Not true. The Chairman of the Economics Department at Harvard University explains...
Quote:
"Because transfer payments are, in effect, the opposite of taxes, it makes sense to look not just at taxes paid, but at taxes paid minus transfers received. For 2009, the most recent year available, here are taxes less transfers as a percentage of market income (income that households earned from their work and savings):

Bottom quintile: -301 percent
Second quintile: -42 percent
Middle quintile: -5 percent
Fourth quintile: 10 percent
Highest quintile: 22 percent
Top one percent: 28 percent

The negative 301 percent means that a typical family in the bottom quintile receives about $3 in transfer payments for every dollar earned.

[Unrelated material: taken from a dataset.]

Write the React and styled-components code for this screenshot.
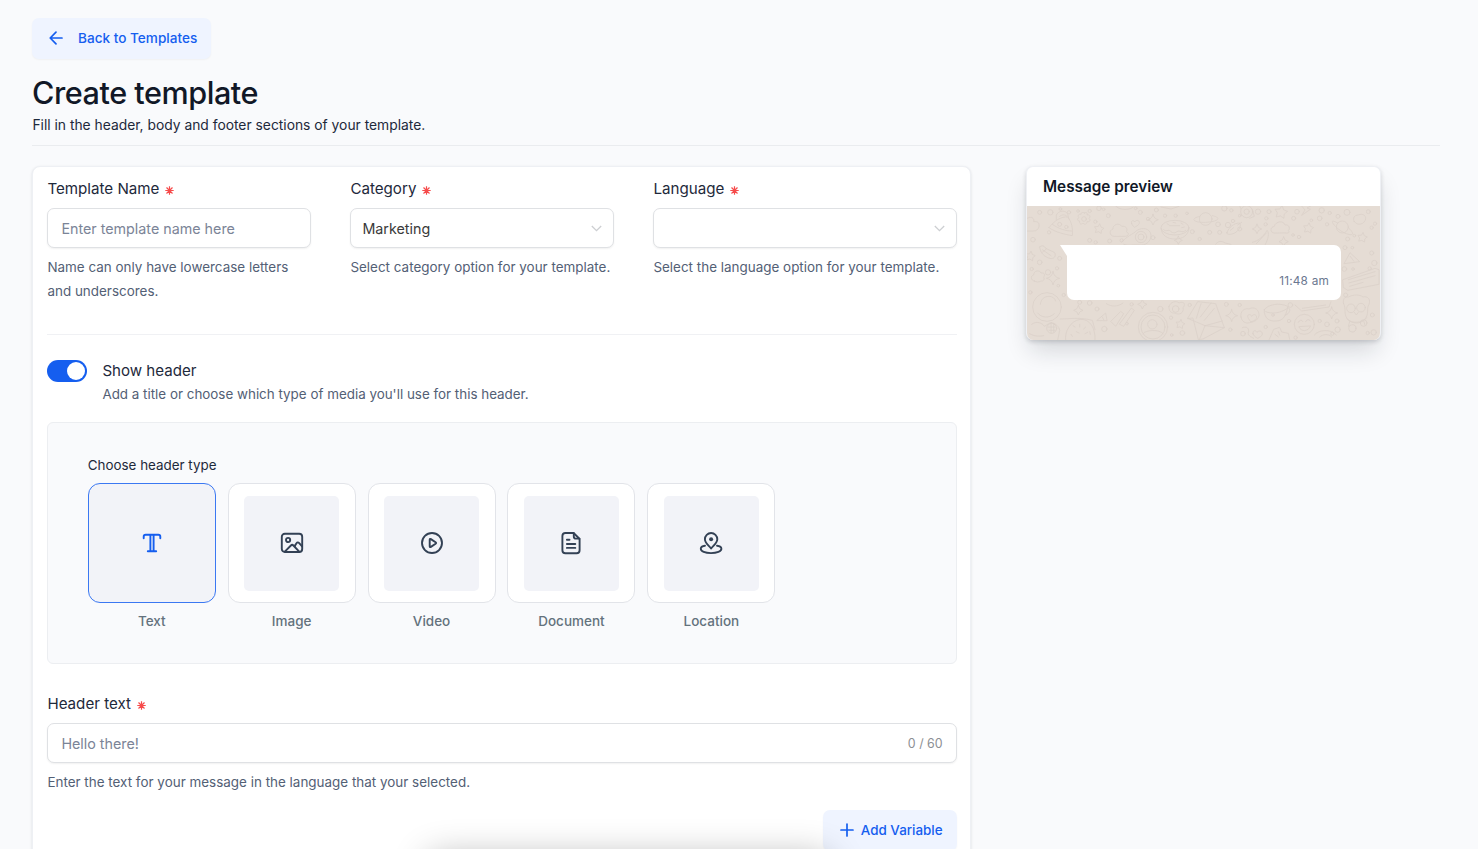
import { useState } from "react";
import styled, { createGlobalStyle } from "styled-components";

const GlobalStyle = createGlobalStyle`
  * {
    box-sizing: border-box;
  }

  body {
    margin: 0;
    background-color: #f9fafc;
    color: #1e293b;
    font-family: Inter, "Liberation Sans", sans-serif;
    overflow: hidden;
  }

  button,
  input {
    font-family: inherit;
  }
`;

const Page = styled.div`
  height: 849px;
  padding: 18px 38px 0 32px;
  overflow: hidden;
`;

const SoftButton = styled.button`
  display: inline-flex;
  align-items: center;
  gap: ${(props) => props.$gap}px;
  height: 41px;
  padding: 0 14px 1px 16px;
  border: none;
  border-radius: 7px;
  background-color: #eff4ff;
  box-shadow: 0 1px 2px rgba(0, 0, 0, 0.04);
  color: #155eef;
  font-size: ${(props) => props.$size || 13.6}px;
  font-weight: 500;
  cursor: pointer;
`;

const PageHead = styled.header`
  height: 87px;
  border-bottom: 1px solid #eaecef;
`;

const Title = styled.h1`
  margin: 0;
  padding-top: 15px;
  color: #111827;
  font-size: 30.6px;
  font-weight: 450;
  letter-spacing: -0.46px;
  line-height: 38px;
`;

const Subtitle = styled.p`
  margin: 0;
  padding: 1px 0 0 0.4px;
  font-size: 13.83px;
  line-height: 24px;
`;

const Columns = styled.main`
  display: flex;
  align-items: flex-start;
  padding-top: 20px;
`;

const FormCard = styled.section`
  width: 939px;
  height: 760px;
  padding: 11px 13.4px 0 14.4px;
  border: 1px solid #eef0f4;
  border-radius: 8px;
  background-color: white;
  box-shadow: 0 1px 3px rgba(16, 24, 40, 0.12);
`;

const FieldRow = styled.div`
  display: grid;
  grid-template-columns: 264px 264px 303.2px;
  column-gap: 39px;
  height: 157px;
  border-bottom: 1px solid #f0f1f4;
`;

const Label = styled.label`
  display: flex;
  align-items: center;
  gap: 6px;
  height: 21px;
  margin-bottom: 9px;
  font-size: 15.15px;
`;

const Control = styled.div`
  display: flex;
  align-items: center;
  height: 40px;
  padding: 0 ${(props) => props.$right || 13}px 0 ${(props) => props.$left || 13}px;
  border: 1px solid #dfe1e4;
  border-radius: 7px;
  background-color: white;
  box-shadow: 0 1px 2px rgba(0, 0, 0, 0.06);
`;

const Input = styled.input`
  flex: 1;
  min-width: 0;
  padding: 0;
  border: none;
  outline: none;
  background: none;
  color: #1e293b;
  font-size: 14.3px;

  &::placeholder {
    color: #7b8497;
    opacity: 1;
  }
`;

const SelectValue = styled.span`
  flex: 1;
  color: #3a3a3a;
  font-size: 14.3px;
`;

const Count = styled.span`
  color: #8c8f94;
  font-size: 12.4px;
`;

const Help = styled.p`
  margin: 8px 0 0;
  color: #536075;
  font-size: 13.45px;
  line-height: 23.6px;
`;

const ToggleRow = styled.div`
  display: flex;
  gap: 15px;
  height: 87px;
  padding-top: 24px;
`;

const Toggle = styled.button`
  display: flex;
  align-items: center;
  justify-content: ${(props) => (props.$on ? "flex-end" : "flex-start")};
  width: 40px;
  height: 22px;
  margin-top: 0.5px;
  padding: 2px;
  border: none;
  border-radius: 11px;
  background-color: ${(props) => (props.$on ? "#155eef" : "#cbd5e1")};
  cursor: pointer;
`;

const Knob = styled.span`
  width: 18px;
  height: 18px;
  border-radius: 50%;
  background-color: white;
`;

const ToggleTitle = styled.div`
  font-size: 15.1px;
  line-height: 24px;
`;

const ToggleHelp = styled(Help)`
  margin: 0;
  font-size: 13.4px;
`;

const TypePanel = styled.div`
  height: 242px;
  margin-bottom: 29px;
  padding: 31px 40px 0 39.4px;
  border: 1px solid #eceef1;
  border-radius: 6px;
  background-color: #f9fafc;
`;

const TypeHeading = styled.div`
  height: 29px;
  font-size: 13.4px;
  line-height: 23px;
`;

const TypeList = styled.div`
  display: flex;
  gap: 11.9px;
`;

const TypeItem = styled.div`
  width: 128px;
  text-align: center;
`;

const TypeCard = styled.button`
  display: flex;
  align-items: center;
  justify-content: center;
  width: 128px;
  height: 120px;
  padding: 0;
  border: 1px solid ${(props) => (props.$active ? "#3b78f2" : "#e2e4e9")};
  border-radius: 12px;
  background-color: ${(props) => (props.$active ? "#f2f3f8" : "white")};
  color: ${(props) => (props.$active ? "#155eef" : "#334155")};
  cursor: pointer;
`;

const TypeTile = styled.span`
  display: flex;
  align-items: center;
  justify-content: center;
  width: 95px;
  height: 95px;
  border-radius: 5px;
  background-color: #f2f3f8;
`;

const TypeName = styled.div`
  margin-top: 7px;
  color: #64727d;
  font-size: 13.5px;
  font-weight: 500;
  line-height: 23px;
`;

const Actions = styled.div`
  display: flex;
  justify-content: flex-end;
  padding-top: 15px;
`;

const PreviewCard = styled.aside`
  width: 355px;
  margin-left: 55px;
  border: 1px solid #eef0f4;
  border-bottom: none;
  border-radius: 7px;
  background-color: white;
  box-shadow: 0 14px 24px -4px rgba(16, 24, 40, 0.16), 0 2px 4px rgba(16, 24, 40, 0.16);
  overflow: hidden;
`;

const PreviewTitle = styled.h2`
  height: 39px;
  margin: 0;
  padding-left: 16px;
  color: #111827;
  font-size: 15.3px;
  font-weight: 600;
  line-height: 40px;
`;

const ChatArea = styled.div`
  display: grid;
  height: 134px;
  background-color: #e5dcd4;
`;

const Doodles = styled.svg`
  grid-area: 1 / 1;
  display: block;
  width: 353px;
  height: 134px;
`;

const Bubble = styled.div`
  grid-area: 1 / 1;
  position: relative;
  display: flex;
  align-items: flex-end;
  justify-content: flex-end;
  width: 274px;
  height: 55px;
  margin: 39px 0 0 40px;
  padding: 0 12px 11px;
  border-radius: 0 7px 7px 7px;
  background-color: white;

  &::before {
    content: "";
    position: absolute;
    top: 0;
    left: -7px;
    border-top: 11px solid white;
    border-left: 7px solid transparent;
  }
`;

const Time = styled.time`
  color: #6b7890;
  font-size: 11.8px;
  letter-spacing: 0.2px;
  line-height: 16px;
`;

// bar parked just below the fold, only its shadow is visible
const BottomBar = styled.div`
  position: fixed;
  top: 857px;
  left: 428px;
  width: 402px;
  height: 50px;
  border-radius: 10px;
  background-color: white;
  box-shadow: 0 0 36px rgba(0, 0, 0, 0.3);
  pointer-events: none;
`;

const RequiredMark = styled.svg`
  width: 9px;
  height: 9px;
  margin-top: 3px;
  stroke: #f64b4b;
  stroke-width: 1.2;
`;

function Required() {
  return (
    <RequiredMark viewBox="0 0 9 9">
      <path d="M4.5.3v8.4M.3 4.5h8.4M1.5 1.5l6 6M7.5 1.5l-6 6" />
    </RequiredMark>
  );
}

function Chevron() {
  return (
    <svg width="11" height="7" viewBox="0 0 11 7" fill="none" stroke="#cdcfd2" strokeWidth="1.3">
      <path d="M.8 1l4.7 4.7L10.2 1" />
    </svg>
  );
}

function ArrowLeft() {
  return (
    <svg width="16" height="16" viewBox="0 0 16 16" fill="none" stroke="currentColor" strokeWidth="1.7" strokeLinecap="round" strokeLinejoin="round">
      <path d="M14 8H2.4M8 2.2L2.2 8l5.8 5.8" />
    </svg>
  );
}

function Plus() {
  return (
    <svg width="16" height="16" viewBox="0 0 16 16" fill="none" stroke="currentColor" strokeWidth="1.7" strokeLinecap="round">
      <path d="M8 2v12M2 8h12" />
    </svg>
  );
}

const typeIcons = {
  Text: (
    <>
      <path d="M3.7 7.2V5.7c0-1.3.6-1.9 1.9-1.9h12.8c1.3 0 1.9.6 1.9 1.9v1.5" />
      <path d="M10.4 4v16.2M13.6 4v16.2M7.8 20.2h8.4" />
    </>
  ),
  Image: (
    <>
      <rect x="1.8" y="2.8" width="20.4" height="18.2" rx="3" />
      <circle cx="8.1" cy="9" r="2.1" />
      <path d="M4.8 20.6l6.1-6.1c.9-.9 1.6-.9 2.5 0l5.8 6.1M15.1 15.2v-.8l1.4-2.1c.8-1.2 1.8-1.2 2.7-.2l2.9 3.3" />
    </>
  ),
  Video: (
    <>
      <circle cx="12" cy="12" r="10" />
      <path d="M9.7 8.8v6.4c0 .9.5 1.1 1.2.7l4.7-3.1c.7-.5.7-1.1 0-1.6l-4.7-3.1c-.7-.4-1.2-.2-1.2.7z" />
    </>
  ),
  Document: (
    <>
      <path d="M14.6 2H6.4c-2 0-3 1-3 3v14.2c0 2 1 3 3 3h11.2c2 0 3-1 3-3V8z" />
      <path d="M14.8 2.2v3.2c0 1.6.6 2.2 2.2 2.2h3.4M7.9 8.8h2.6M7.9 13h8.4M7.9 16.9h8.4" />
    </>
  ),
  Location: (
    <>
      <path d="M12.3 17.3c2.2-2.9 6-5.4 6-9.1a6.2 6.2 0 0 0-12.4 0c0 3.7 3.8 6.2 6 9.1.1.2.3.2.4 0z" />
      <circle cx="12.1" cy="8.3" r="2" fill="currentColor" stroke="none" />
      <path d="M6 14.7c-2.6.3-4.2 1.4-4.2 3 0 2.6 4.3 4.4 10.2 4.4s10.4-1.8 10.4-4.4c0-1.6-1.7-2.7-4.4-3" />
    </>
  ),
};

function TypeIcon({ name }) {
  return (
    <svg width="24" height="24" viewBox="0 0 24 24" fill="none" stroke="currentColor" strokeWidth="1.9" strokeLinecap="round" strokeLinejoin="round">
      {typeIcons[name]}
    </svg>
  );
}

const dots = [
  [90, 172, 6], [122, 172, 8], [152, 162, 4], [178, 172, 5], [205, 168, 4], [257, 200, 5], [296, 182, 6],
  [268, 160, 7], [282, 163, 4], [240, 168, 5], [392, 172, 6], [378, 160, 4], [415, 192, 5], [440, 165, 6], [466, 182, 5],
  [498, 182, 5], [532, 175, 4], [548, 230, 6], [570, 252, 5], [600, 232, 6], [630, 232, 6], [644, 160, 8],
  [625, 208, 7], [655, 210, 8], [670, 198, 5], [665, 166, 5], [690, 182, 4], [690, 222, 6], [745, 170, 8],
  [770, 190, 5], [768, 208, 5], [778, 170, 6], [852, 190, 6], [862, 170, 7], [868, 246, 5], [850, 240, 4],
  [905, 196, 4], [930, 190, 7], [936, 166, 8], [952, 208, 5], [960, 174, 5], [985, 184, 6], [1012, 172, 9],
  [1034, 242, 4], [1014, 252, 6], [1076, 170, 6], [1086, 218, 5], [1096, 206, 5], [70, 254, 7], [90, 322, 7],
  [118, 232, 5], [240, 256, 6], [258, 262, 5], [300, 258, 6], [336, 256, 5], [430, 248, 6], [66, 342, 5],
  [115, 352, 8], [150, 310, 6], [142, 340, 5], [62, 412, 5], [146, 392, 4], [162, 420, 5], [210, 442, 6],
  [240, 444, 7], [262, 462, 6], [284, 522, 8], [352, 506, 4], [366, 448, 5], [452, 462, 8], [484, 488, 5],
  [518, 534, 7], [486, 540, 4], [540, 450, 5], [650, 448, 6], [662, 524, 5], [690, 450, 5], [700, 536, 7],
  [768, 516, 5], [790, 480, 4], [838, 498, 5], [842, 450, 7], [858, 548, 5], [930, 498, 5], [952, 508, 7],
  [982, 498, 6], [984, 524, 8], [968, 536, 5], [1088, 480, 6], [1092, 532, 8], [1074, 534, 5], [1006, 278, 6],
  [1028, 278, 4], [1086, 294, 6], [1094, 324, 8], [1080, 340, 5], [1004, 342, 7], [1030, 342, 4], [1008, 420, 6],
];

const stars = [
  [430, 194, 16], [742, 222, 14], [822, 260, 14], [130, 370, 20], [206, 466, 14], [398, 448, 14],
  [666, 482, 18], [966, 474, 18], [506, 256, 12],
];

const fivePoints = [
  [268, 222, 15], [814, 172, 20], [896, 220, 16], [1058, 248, 15], [62, 304, 15], [512, 508, 14],
];

function fivePointPath([x, y, size]) {
  const points = [];
  for (let i = 0; i < 10; i++) {
    const r = i % 2 ? size * 0.55 : size;
    const a = (i * Math.PI) / 5 - 1.4;
    points.push(`${x + r * Math.cos(a)},${y + r * Math.sin(a)}`);
  }
  return points.join(" ");
}

function ChatDoodles() {
  return (
    <Doodles viewBox="52 153 1059 402" preserveAspectRatio="none" fill="none" stroke="#dad1c9" strokeWidth="2.4" strokeLinejoin="round" strokeLinecap="round">
      {dots.map(([x, y, r]) => (
        <circle key={`${x}-${y}`} cx={x} cy={y} r={r} />
      ))}
      {stars.map(([x, y, s]) => (
        <path key={`${x}-${y}`} d={`M${x} ${y - s}q${s * 0.15} ${s * 0.85} ${s} ${s}q${-s * 0.85} ${s * 0.15} ${-s} ${s}q${-s * 0.15} ${-s * 0.85} ${-s} ${-s}q${s * 0.85} ${-s * 0.15} ${s} ${-s}z`} />
      ))}
      {fivePoints.map((star) => (
        <polygon key={star.join("-")} points={fivePointPath(star)} />
      ))}
      {/* clouds */}
      <path d="M52 190c14-8 22 0 20 10 12-2 18 4 16 14-2 10-8 14-18 14H52" />
      <path d="M312 244c-14-2-14-18-2-22-2-14 20-20 26-8 12-2 20 8 14 16 10 4 6 14-2 14z" />
      <path d="M792 234c-12-2-10-18 2-20 4-16 28-18 32-4 14-2 16 12 10 16 6 6-2 10-8 8z" />
      <path d="M74 378c-12-2-12-16-2-18 0-14 18-16 22-6 12-2 12 8 8 12 4 8-2 14-8 12-6 4-14 4-20 0z" />
      <path d="M1034 200c-6-10 0-20 12-20 12-6 24 2 22 12-4 16-24 22-34 8z" />
      {/* pizza slice and cake */}
      <path d="M118 218c16-22 38-34 56-32 12 14 16 34 14 56-24-4-50-10-70-24zM128 208c20 14 40 20 58 20M140 194v-14c6-14 30-16 34-2l4 14M150 184c8-6 16-6 22 0" />
      <circle cx="150" cy="208" r="6" />
      <circle cx="170" cy="216" r="5" />
      {/* flower */}
      <path d="M224 174c6-4 10 0 8 6 8-2 12 4 6 10 6 6 2 12-6 10 0 8-8 10-12 4-6 6-12 2-10-6-8 0-8-8-2-10-6-6 0-12 6-10 0-6 6-8 10-4z" />
      <circle cx="223" cy="192" r="7" />
      <path d="M366 206c-4-10 6-12 9-5 5-9 16-5 14 4-2 6-10 9-14 12-3-2-7-5-9-11z" />
      <path d="M318 153c8 12 40 14 52 4" />
      {/* avocado */}
      <path d="M336 262c14-18 34-24 46-36 16-10 40-6 42 14 0 22-18 32-36 30-20-2-30 4-46-2" />
      <circle cx="394" cy="246" r="17" />
      <circle cx="394" cy="246" r="9" />
      {/* donut */}
      <ellipse cx="496" cy="218" rx="42" ry="22" />
      <path d="M454 220c2 22 20 32 42 32s40-10 42-32M462 224c8 8 14-2 20 4s12 8 20 2 16 6 26-4M480 212h30M472 206l6 4M490 202l8 2M514 204l6 4M524 216l-8 2" />
      <path d="M454 156l30 6 24-8" />
      {/* planets */}
      <circle cx="588" cy="192" r="19" />
      <path d="M570 184c-34 8-14 20 18 18 38-2 50-14 20-20" />
      <circle cx="998" cy="216" r="18" />
      <path d="M984 204c-30-18-14 8 10 24 26 16 50 16 24-8" />
      {/* ufo, pepper, banana */}
      <circle cx="711" cy="170" r="18" />
      <circle cx="711" cy="170" r="8" />
      <path d="M694 162l-4-10M728 164l6 20-14 6" />
      <path d="M652 232c6-16 22-28 38-28 8 12-8 32-28 34-8 0-12 0-10-6zM684 210l12-8M662 226l10-8" />
      <path d="M728 262c18-4 34-18 44-36 8 8 4 26-6 44M740 266l30-32" />
      <path d="M618 268c6-10 18-12 28-4l18 4" />
      {/* lightning */}
      <path d="M876 153l10 12-10 16 26-18-10-4 14-8" />
      {/* hot dog left */}
      <path d="M90 276c6-6 14-4 18 4l26 12c8 10-2 22-14 18-14-4-28-14-30-34zM98 284l26 18M110 282l-12 10" />
      {/* triangle and ticket right */}
      <path d="M1022 294l28 26-46 6zM1022 304l10 14" />
      <path d="M1000 374l96-34 12 4v44l-94 18-12-8zM1016 374l80-24M1018 384l78-22M1020 394l40-12" />
      {/* balloon */}
      <circle cx="112" cy="456" r="43" />
      <path d="M92 448c2-16 12-24 26-24 10 0 18 6 20 14M84 474c10 14 34 18 50 2" />
      <path d="M66 508c14-12 32-4 38 6l20-12c14 4 24 12 26 24l-6 29M60 536c10 6 24 10 42 6" />
      <circle cx="126" cy="520" r="15" />
      <path d="M116 516h20M118 526h18M124 506v28M132 508v24" />
      {/* cookie */}
      <path d="M168 555c-4-24 14-58 44-62 28-2 46 26 44 62M152 492c26 0 60-6 96 4l8 28" />
      <path d="M190 512l6 4M210 508v8M228 516l-6 6M200 530l8 4M226 536l8-4M184 538l4 6M240 530l2 8" />
      {/* triangle, pencils */}
      <path d="M262 496l26-22 4 22zM278 486l4 8M304 500l14 14 24-38-8-6zM330 508l12 6 32-48-8-6zM290 446c16 10 34 10 50-2" />
      {/* person badge */}
      <circle cx="430" cy="516" r="44" />
      <circle cx="430" cy="516" r="36" />
      <circle cx="428" cy="508" r="14" />
      <path d="M400 536c8-12 50-14 60 0" />
      <path d="M478 454c4-14 22-18 30-10 16-8 20 6 12 14 4 16-12 24-24 16-12 2-20-8-18-20z" />
      <circle cx="498" cy="462" r="10" />
      {/* envelope */}
      <path d="M534 490l30-50 54 6 26 72-64 34-14 2-16-64zM534 490l52 22 52-14M586 512l-16 40M586 512l58 6M560 490l14-44M572 486l32-42M584 496l30-36" />
      {/* hearts and balloon */}
      <path d="M694 486c-4-18 12-28 24-24 16-10 32 4 30 20-4 16-18 20-34 22-12 0-18-8-20-18zM716 490c-8-14 8-14 10-6 6-10 18-4 14 6-4 6-10 10-16 10z" />
      <path d="M730 536c-2-10 8-12 12-4 6-8 18-2 16 6-2 6-10 10-14 12-8-4-12-8-14-14zM698 518c14-6 22 4 18 14-2 10 6 12 16 18" />
      {/* cup */}
      <path d="M764 464c-2 24 14 36 34 34 20 0 32-12 36-44-24-12-60-6-70 10zM768 470c20 8 44 4 62-8M834 458c12 0 6 22-8 22" />
      <path d="M778 555l14-32 18-6 6 14 20 4 4 18M796 538l10 8M806 530l4 10" />
      {/* smiley */}
      <circle cx="884" cy="508" r="30" />
      <path d="M866 502c4-8 10-8 14-2M888 500c4-8 10-8 14-2M868 516c6 16 28 14 34-2z" />
      <path d="M856 450l20 18 82-12 6-16M878 460l70-10" />
      <path d="M914 540c12-16 50-20 66 0M930 546c10-10 28-10 36 0" />
      {/* owl */}
      <path d="M1002 446c-4-14 4-22 14-20 14-8 34-8 44 0 14-4 24 8 18 22-4 6-4 12-4 20 0 20-14 36-34 36s-34-14-34-34c0-10 0-16-4-24z" />
      <circle cx="1024" cy="460" r="13" />
      <circle cx="1054" cy="458" r="13" />
      <path d="M1034 472l6 8 6-8M1012 492c16 14 42 14 60-4M1020 500l-4 14M1062 498l4 12" />
      <circle cx="1028" cy="520" r="11" />
      <circle cx="1062" cy="504" r="10" />
    </Doodles>
  );
}

export default function App() {
  const [name, setName] = useState("");
  const [headerText, setHeaderText] = useState("");
  const [showHeader, setShowHeader] = useState(true);
  const [headerType, setHeaderType] = useState("Text");

  const handleNameChange = (event) => {
    setName(event.target.value);
  };

  const handleHeaderTextChange = (event) => {
    setHeaderText(event.target.value);
  };

  return (
    <Page>
      <GlobalStyle />
      <SoftButton type="button" $gap={14}>
        <ArrowLeft />
        Back to Templates
      </SoftButton>
      <PageHead>
        <Title>Create template</Title>
        <Subtitle>Fill in the header, body and footer sections of your template.</Subtitle>
      </PageHead>

      <Columns>
        <FormCard>
          <FieldRow>
            <div>
              <Label>
                Template Name <Required />
              </Label>
              <Control>
                <Input
                  value={name}
                  onChange={handleNameChange}
                  type="text"
                  placeholder="Enter template name here"
                />
              </Control>
              <Help>Name can only have lowercase letters and underscores.</Help>
            </div>
            <div>
              <Label>
                Category <Required />
              </Label>
              <Control $left={11} $right={11}>
                <SelectValue>Marketing</SelectValue>
                <Chevron />
              </Control>
              <Help>Select category option for your template.</Help>
            </div>
            <div>
              <Label>
                Language <Required />
              </Label>
              <Control $left={11} $right={11}>
                <SelectValue />
                <Chevron />
              </Control>
              <Help>Select the language option for your template.</Help>
            </div>
          </FieldRow>

          <ToggleRow>
            <Toggle type="button" $on={showHeader} onClick={() => setShowHeader(!showHeader)}>
              <Knob />
            </Toggle>
            <div>
              <ToggleTitle>Show header</ToggleTitle>
              <ToggleHelp>
                Add a title or choose which type of media you'll use for this header.
              </ToggleHelp>
            </div>
          </ToggleRow>

          <TypePanel>
            <TypeHeading>Choose header type</TypeHeading>
            <TypeList>
              {Object.keys(typeIcons).map((type) => (
                <TypeItem key={type}>
                  <TypeCard
                    type="button"
                    $active={type === headerType}
                    onClick={() => setHeaderType(type)}
                  >
                    <TypeTile>
                      <TypeIcon name={type} />
                    </TypeTile>
                  </TypeCard>
                  <TypeName>{type}</TypeName>
                </TypeItem>
              ))}
            </TypeList>
          </TypePanel>

          <Label>
            Header text <Required />
          </Label>
          <Control>
            <Input
              value={headerText}
              onChange={handleHeaderTextChange}
              type="text"
              maxLength={60}
              placeholder="Hello there!"
            />
            <Count>{headerText.length} / 60</Count>
          </Control>
          <Help>Enter the text for your message in the language that your selected.</Help>
          <Actions>
            <SoftButton type="button" $gap={6} $size={13.4}>
              <Plus />
              Add Variable
            </SoftButton>
          </Actions>
        </FormCard>

        <PreviewCard>
          <PreviewTitle>Message preview</PreviewTitle>
          <ChatArea>
            <ChatDoodles />
            <Bubble>
              <Time>11:48 am</Time>
            </Bubble>
          </ChatArea>
        </PreviewCard>
      </Columns>
      <BottomBar />
    </Page>
  );
}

The most surprising fact to me was that the effective tax rate is negative for the middle quintile. According to the CBO data, this number was +14 percent in 1979 (when the data begin) and remained positive through 2007. It was negative 0.5 percent in 2008, and negative 5 percent in 2009. That is, the middle class, having long been a net contributor to the funding of government, is now a net recipient of government largess."
Harvard University's Greg Mankiw: Most Americans Are Making A Profit Off Of Government

CBO report cited:
CBO | The Distribution of Household Income and Federal Taxes

60% are TAKING more than they contribute, making them a net drain on society. Only 40% of taxpayers are carrying the load for everyone else. And since the welfare-dependent population increases at a faster rate than the 40% who are supporting everyone else, the mathematical certainty is that the system we have now under which increasingly more are taking, is in fact unsustainable.